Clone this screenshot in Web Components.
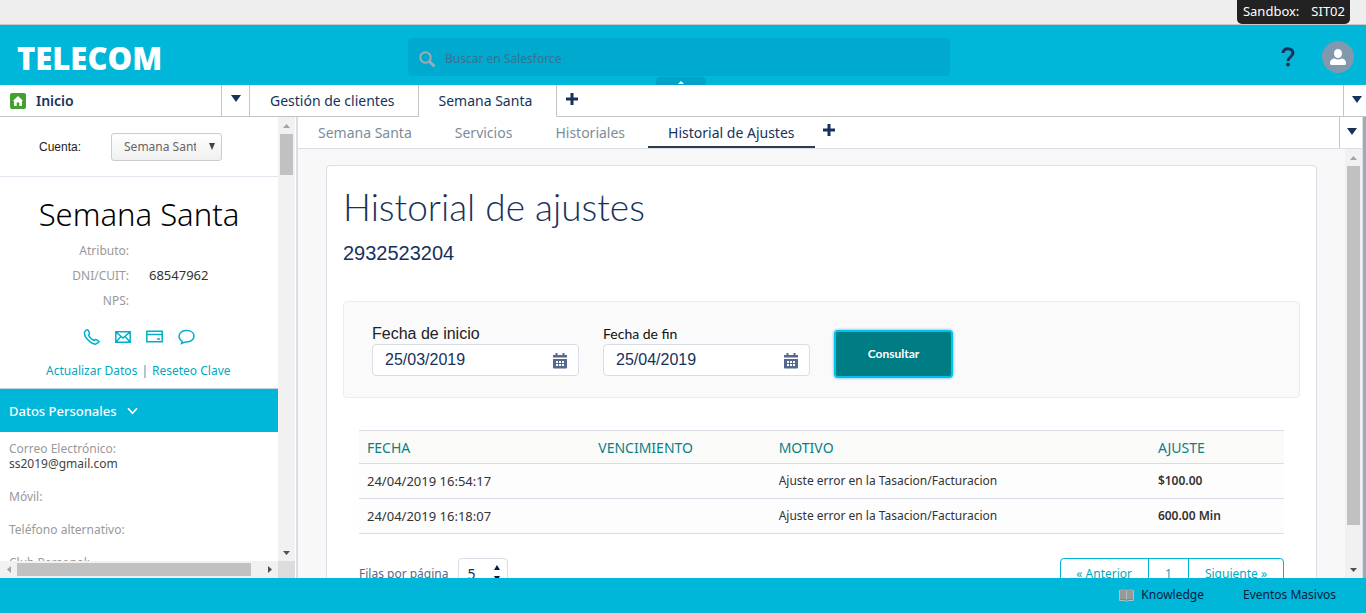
<!DOCTYPE html>
<html lang="es">
<head>
<meta charset="utf-8">
<title>Historial de ajustes</title>
<style>
html,body{margin:0;height:100%}
body{font-family:"Noto Sans","Open Sans",sans-serif;font-size:12px;color:#16325c;
--brand:#00b6d9;--line:#d8dde6;--navy:#16325c;--link:#00a9c0}
</style>
</head>
<body>
<console-app></console-app>
<script>
const base = '*,*::before{box-sizing:border-box}button,input,select{font:inherit;color:inherit;margin:0}button{background:none;border:0;padding:0}a{color:inherit;text-decoration:none}';
function define(name, css, html, setup) {
  const t = document.createElement('template');
  t.innerHTML = `<style>${base}${css}</style>${html}`;
  customElements.define(name, class extends HTMLElement {
    constructor() {
      super();
      this.attachShadow({mode: 'open'}).append(t.content.cloneNode(true));
    }
    connectedCallback() { if (setup) setup(this, this.shadowRoot); }
  });
}

define('down-arrow', ':host{display:block;width:10px;height:7px}svg{display:block}',
  '<svg width="10" height="7" viewBox="0 0 10 7"><path d="M0 0h10L5 7z" fill="#16325c"/></svg>');

define('plus-mark', ':host{display:block;width:12px;height:12px}svg{display:block}',
  '<svg width="12" height="12" viewBox="0 0 12 12"><path d="M4.500 0h3v4.500H12v3H7.500V12h-3V7.500H0v-3h4.500z" fill="#16325c"/></svg>');

define('scroll-bar', `
:host{display:flex;flex-direction:column;width:17px;background:#f1f1f1}
:host([axis=x]){flex-direction:row;width:auto;height:17px}
svg{flex:none;display:block;width:17px;height:17px}
.track{flex:1;display:flex;flex-direction:column;padding:0 2px;min-height:0}
:host([axis=x]) .track{flex-direction:row;padding:2px 0}
.thumb{background:#c1c1c1;flex:0 0 var(--thumb,50%)}
:host([axis=x]) .a,:host([axis=x]) .b{transform:rotate(-90deg)}`,
`<svg class="a" viewBox="0 0 17 17"><path d="M5 11h7L8.500 7z" fill="#a3a3a3"/></svg><div class="track"><div class="thumb"></div></div><svg class="b" viewBox="0 0 17 17"><path d="M5 7h7l-3.500 4z" fill="#505050"/></svg>`);

define('sandbox-strip', `
:host{display:flex;justify-content:flex-end;height:25px;padding-right:16px;background:#eee;border-bottom:1px solid #c9c9c9}
div{display:flex;gap:12px;height:24px;padding:0 5px 0 6px;background:#222;color:#fff;border-radius:0 0 5px 5px;font-size:13px;line-height:23px}`,
`<div><span>Sandbox:</span><span>SIT02</span></div>`);

define('app-header', `
:host{display:grid;grid-template-columns:408px minmax(200px,542px) 1fr;height:60px;background:var(--brand);position:relative;align-items:center}
.logo{padding:5px 0 0 17px;font:800 31px/54px "Open Sans","Noto Sans",sans-serif;color:#fff}
.search{display:flex;align-items:center;gap:9px;height:38px;margin-top:4px;padding-left:11px;background:#00aacf;border-radius:4px}
input{flex:1;border:0;background:none;outline:0;padding:0;height:38px;padding-top:3px}
input::placeholder{color:#39708f;opacity:1}
.search svg{margin-top:4px}
.right{display:flex;justify-content:flex-end;align-items:center;gap:27px;padding:4px 12px 0 0}
.right svg{display:block}
.notch{position:absolute;left:656px;bottom:0;width:50px;height:8px;padding-bottom:1px;background:#00a3c6;border-radius:4px 4px 0 0;display:flex;justify-content:center;align-items:flex-end}`,
`<div class="logo">TELECOM</div>
<label class="search"><svg width="17" height="17" viewBox="0 0 17 17" fill="none" stroke="#9faab5"><circle cx="6.500" cy="6.500" r="5.200" stroke-width="2"/><path d="M10.500 10.500l5 5" stroke-width="2.800"/></svg><input type="search" aria-label="Buscar" placeholder="Buscar en Salesforce"></label>
<div class="right"><button aria-label="Ayuda"><svg width="14" height="20" viewBox="0 0 14 20"><path d="M2 6C2 0 12 .5 12 6c0 3.500-5 3.800-5 8" fill="none" stroke="#16325c" stroke-width="3"/><circle cx="7" cy="17.500" r="2" fill="#16325c"/></svg></button>
<button aria-label="Perfil"><svg width="32" height="32" viewBox="0 0 32 32"><circle cx="16" cy="16" r="16" fill="#8199af"/><ellipse cx="16" cy="12.500" rx="4" ry="4.500" fill="#fff"/><path d="M8 22c0-3 2.500-4.500 4.500-4.500 2 1.200 5 1.200 7 0 2 0 4.500 1.500 4.500 4.500 0 1.500-.5 2-2 2H10c-1.500 0-2-.5-2-2z" fill="#fff"/></svg></button></div>
<div class="notch"><svg width="6" height="3" viewBox="0 0 6 3"><path d="M0 3l3-3 3 3z" fill="#fff"/></svg></div>`);

define('main-tabs', `
:host{display:flex;height:32px;font-size:14px;line-height:31px}
a,button{border-bottom:1px solid #c4c4c4;border-right:1px solid #c4c4c4;background:#fff}
.home{display:flex;align-items:center;gap:10px;width:222px;padding-left:10px;font-weight:600}
.pick{width:28px;display:flex;justify-content:center;align-items:center;padding-bottom:5px}
.tab{padding:0 23px 0 20px}
.tab.on{border-bottom-color:#fff;padding-right:24px}
.add{flex:1;padding:8px 9px 0;border-right:1px solid #c4c4c4;display:flex;align-items:flex-start}
.end{border-right:0;width:22px;display:flex;align-items:center;justify-content:flex-end;padding:0 4px 3px 0}`,
`<a class="home" href="#"><svg width="16" height="16" viewBox="0 0 16 16"><rect width="16" height="16" rx="2" fill="#43a12f"/><path d="M8 3l5.200 5H12v5H9.300V9.500H6.700V13H4V8H2.800z" fill="#fff"/></svg>Inicio</a>
<button class="pick" aria-label="Elegir"><down-arrow></down-arrow></button>
<a class="tab" href="#">Gestión de clientes</a><a class="tab on" href="#">Semana Santa</a>
<button class="add" aria-label="Nueva pestaña"><plus-mark></plus-mark></button>
<button class="end" aria-label="Más pestañas"><down-arrow></down-arrow></button>`);

define('sub-tabs', `
:host{display:flex;height:32px;border-bottom:1px solid var(--line);background:#fff;font-size:14px;line-height:32px;color:#7d8c9b}
a{margin:0 3px 0 0;padding:0 20px;height:31px}
a.on{color:var(--navy);border-bottom:2px solid #2f3c50}
.add{flex:1;padding:7px 5px 0;display:flex;align-items:flex-start}
.end{width:23px;border-left:1px solid #c4c4c4;display:flex;align-items:center;justify-content:center;padding:0 0 3px 2px}`,
`<a href="#">Semana Santa</a><a href="#">Servicios</a><a href="#">Historiales</a><a class="on" href="#">Historial de Ajustes</a>
<button class="add" aria-label="Nueva subpestaña"><plus-mark></plus-mark></button>
<button class="end" aria-label="Más"><down-arrow></down-arrow></button>`);

define('data-field', `
:host{display:block;padding-left:9px;line-height:15px;color:#444;margin-bottom:18px}
.l{color:#999}`,
`<div class="l"><slot name="label"></slot></div><div><slot></slot></div>`);

define('account-panel', `
:host{display:grid;grid-template-columns:1fr 17px;grid-template-rows:1fr 17px;width:298px;flex:none;border-right:2px solid var(--line);padding-right:1px;background:#fff;min-height:0}
.body{overflow:hidden;min-height:0}
.pick{display:flex;align-items:center;height:60px;padding-left:39px;gap:30px;border-bottom:1px solid #e0e5ee;font-family:"Liberation Sans",sans-serif;color:#222}
.sel{position:relative}
select{appearance:none;display:block;width:111px;height:28px;border:1px solid #ccc;border-radius:3px;background:linear-gradient(#fff,#f0f0f0);padding:0 25px 0 12px;font-family:"Noto Sans",sans-serif;color:#666}
.sel svg{position:absolute;right:6px;top:10px;pointer-events:none}
h1{margin:17px 0 8px;font-weight:300;font-size:31px;line-height:41px;color:#000;text-align:center}
dl{display:grid;grid-template-columns:129px 1fr;column-gap:20px;row-gap:10px;line-height:15px;margin:0;color:#333}
dt{text-align:right;color:#999}dd{margin:0;min-height:15px;font-size:13px}
.icons{display:flex;justify-content:center;gap:15px;margin:20px 0 16px;height:18px}
.icons svg{display:block}
.links{display:flex;padding-left:46px;color:var(--link);line-height:18px;gap:4px;margin-bottom:8px}
h2{margin:0;display:flex;align-items:center;gap:10px;height:44px;padding-left:9px;border-top:1px solid #c9d3dd;background:var(--brand);color:#fff;font-size:13px;font-weight:500}
.fields{padding-top:9px}
.corner{background:#dcdcdc}`,
`<div class="body">
<div class="pick"><label for="acc">Cuenta:</label><div class="sel"><select id="acc"><option>Semana Santa</option></select><svg width="8" height="7" viewBox="0 0 8 7"><path d="M1 0h6L4 7z" fill="#444"/></svg></div></div>
<h1>Semana Santa</h1>
<dl><dt>Atributo:</dt><dd></dd><dt>DNI/CUIT:</dt><dd>68547962</dd><dt>NPS:</dt><dd></dd></dl>
<div class="icons">
<svg width="17" height="18" viewBox="0 0 17 18" fill="none" stroke="#00b0c8" stroke-width="1.500"><path d="M3.500 2L1.600 3.800C.6 8.500 7 15.800 12.500 16.200l3-1.700c.7-.6.500-1.200 0-1.600l-2.500-1.300c-.8-.3-1.200 0-1.800.9C8.500 11.500 6.500 9.500 5.500 7c1.200-.6 1.300-1 1-1.900L5.300 2.500C4.900 1.600 4.200 1.400 3.500 2z"/></svg>
<svg width="16" height="18" viewBox="0 0 16 18" fill="none" stroke="#00b0c8" stroke-width="1.500"><path d="M.8 3.800h14.400v10.500H.8zM1 4l7 6 7-6M1 14l5-5.500M15 14l-5-5.500"/></svg>
<svg width="17" height="18" viewBox="0 0 17 18" fill="none" stroke="#00b0c8" stroke-width="1.500"><path d="M.8 3.300h15.400v10.400H.8zM1 6.500h15M11 11h3"/></svg>
<svg width="17" height="18" viewBox="0 0 17 18" fill="none" stroke="#00b0c8" stroke-width="1.500"><path d="M4.200 13.300C-1 10 .5 2.500 8.500 2.500c5 0 7.500 2.800 7.500 5.800 0 3.700-4 6.200-8.500 5.600L3.500 15.500z"/></svg></div>
<div class="links"><a href="#">Actualizar Datos</a><span>|</span><a href="#">Reseteo Clave</a></div>
<h2>Datos Personales <svg width="11" height="8" viewBox="0 0 11 8"><path d="M1 1.200l4.500 5 4.500-5" fill="none" stroke="#fff" stroke-width="1.700"/></svg></h2>
<div class="fields"><data-field><span slot="label">Correo Electrónico:</span>ss2019@gmail.com</data-field><data-field><span slot="label">Móvil:</span></data-field><data-field><span slot="label">Teléfono alternativo:</span></data-field><data-field><span slot="label">Club Personal:</span></data-field></div>
</div><scroll-bar style="--thumb:10%"></scroll-bar><scroll-bar axis="x" style="--thumb:96%"></scroll-bar><div class="corner"></div>`);

define('date-field', `
:host{display:block;width:207px}
label{display:block;font:16px/20px "Liberation Sans",sans-serif;color:#222}
:host([compact]) label{font:14px/20px Lato,sans-serif;color:#111}
.box{display:flex;align-items:center;height:32px;border:1px solid var(--line);border-radius:4px;background:#fff;padding:0 11px 0 12px}
input{flex:1;min-width:0;border:0;outline:0;padding:0;height:28px;font:16px/28px "Liberation Sans",sans-serif;color:#16325c;background:none}
svg{flex:none;margin-top:2px}`,
`<label for="d"></label><div class="box"><input id="d" type="text"><svg width="14" height="16" viewBox="0 0 14 16"><path fill="#54698d" fill-rule="evenodd" d="M2.500 0h2v2h5V0h2v2H14v2.500H0V2h2.500zM0 6h14v8.500q0 1-1 1H1q-1 0-1-1zM3 8v2h2V8zM6 8v2h2V8zM9 8v2h2V8zM3 11v2h2v-2zM6 11v2h2v-2zM9 11v2h2v-2z"/></svg></div>`,
(el, r) => { r.querySelector('label').textContent = el.getAttribute('label'); r.querySelector('input').value = el.getAttribute('value'); });

define('adjust-table', `
:host{display:block;margin:32px 16px 0}
table{width:100%;table-layout:fixed;border-collapse:collapse;border-top:1px solid var(--line);background:#fdfdfd;color:#333}
th{height:33px;padding:0 8px;text-align:left;font-weight:400;font-size:14px;color:#0b7f86;background:#fafaf9;border-bottom:1px solid var(--line)}
td{height:35px;padding:0 8px 1px;border-bottom:1px solid var(--line)}
td:first-child{font-size:13px}
td:last-child{font-weight:600}`,
`<table><colgroup><col style="width:25%"><col style="width:19.500%"><col style="width:41%"><col></colgroup><thead><tr><th>FECHA</th><th>VENCIMIENTO</th><th>MOTIVO</th><th>AJUSTE</th></tr></thead>
<tbody><tr><td>24/04/2019 16:54:17</td><td></td><td>Ajuste error en la Tasacion/Facturacion</td><td>$100.00</td></tr>
<tr><td>24/04/2019 16:18:07</td><td></td><td>Ajuste error en la Tasacion/Facturacion</td><td>600.00 Min</td></tr></tbody></table>`);

define('table-pager', `
:host{display:flex;justify-content:space-between;align-items:flex-start;margin:24px 16px 0}
.rows{display:flex;align-items:center;gap:10px;line-height:32px;color:#54698d}
.num{display:flex;align-items:center;justify-content:space-between;width:50px;height:32px;border:1px solid var(--line);border-radius:4px;padding:0 6px 0 8px;background:#fff}
input{width:16px;height:28px;border:0;outline:0;padding:0;background:none;color:#16325c;font-size:14px;line-height:28px}
nav{display:flex;border:1px solid var(--brand);border-radius:4px;line-height:30px;color:var(--link)}
nav a{padding:0 16px 0 15px}
nav a+a{padding-left:16px;border-left:1px solid var(--brand)}`,
`<div class="rows"><label for="n">Filas por página</label><div class="num"><input id="n" type="text" value="5"><svg width="8" height="18" viewBox="0 0 8 18"><path d="M1 5h6L4 0zM1 11h6l-3 5z" fill="#061c3f"/></svg></div></div>
<nav><a href="#">« Anterior</a><a href="#">1</a><a href="#">Siguiente »</a></nav>`);

define('history-card', `
:host{display:block;margin:16px 28px 0;padding:16px;background:#fff;border:1px solid var(--line);border-radius:4px}
h1{margin:0;font:300 37px/50px Lato,sans-serif;color:var(--navy)}
.id{font:20px/24px "Liberation Sans",sans-serif;color:var(--navy);margin:9px 0 36px}
form{display:flex;align-items:flex-start;gap:24px;height:97px;padding:22px 28px;border:1px solid #ededed;border-radius:4px;background:#fafafa}
button{width:119px;height:48px;margin-top:6px;border:2px solid #00c3ea;border-radius:4px;background:#007c85;color:#fff;font:700 12px/44px Lato,sans-serif;box-shadow:0 0 3px #4ba3f5}`,
`<h1>Historial de ajustes</h1><div class="id">2932523204</div>
<form><date-field label="Fecha de inicio" value="25/03/2019"></date-field><date-field compact label="Fecha de fin" value="25/04/2019"></date-field><button type="button">Consultar</button></form>
<adjust-table></adjust-table><table-pager></table-pager>`);

define('work-area', `
:host{display:flex;flex-direction:column;flex:1;min-width:0;min-height:0;border-right:1px solid var(--line)}
.row{flex:1;display:flex;min-height:0;background:#f8f8f8}
.view{flex:1;min-width:0;overflow:hidden}`,
`<sub-tabs></sub-tabs><div class="row"><div class="view"><slot></slot></div><scroll-bar style="--thumb:91%"></scroll-bar></div>`);

define('app-footer', `
:host{display:flex;justify-content:flex-end;align-items:center;gap:39px;height:35px;padding:0 30px 2px 0;background:var(--brand);color:#061c3f}
a{display:flex;align-items:center;gap:7px}`,
`<a href="#"><svg width="15" height="14" viewBox="0 0 15 14"><path d="M1 1h5l1.500 1L9 1h5v10H9l-1.500 1L6 11H1z" fill="#999"/><path d="M.5 2v10.500H6l1.500 1 1.500-1h5.500V2M7.500 2v9.500" fill="none" stroke="#b4bcc0"/></svg>Knowledge</a><a href="#">Eventos Masivos</a>`);

define('console-app', `
:host{display:flex;flex-direction:column;height:100vh;overflow:hidden;background:#fff}
.mid{flex:1;display:flex;min-height:0;border-right:3px solid #9faab5}`,
`<sandbox-strip></sandbox-strip><app-header></app-header><main-tabs></main-tabs>
<div class="mid"><account-panel></account-panel><work-area><history-card></history-card></work-area></div><app-footer></app-footer>`);
</script>
</body>
</html>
^^^^^^^^^^^^^^^^
__Stated problem__. Tally the lines in the listing that hold "this" and report the number alone.

__Complete output__. 3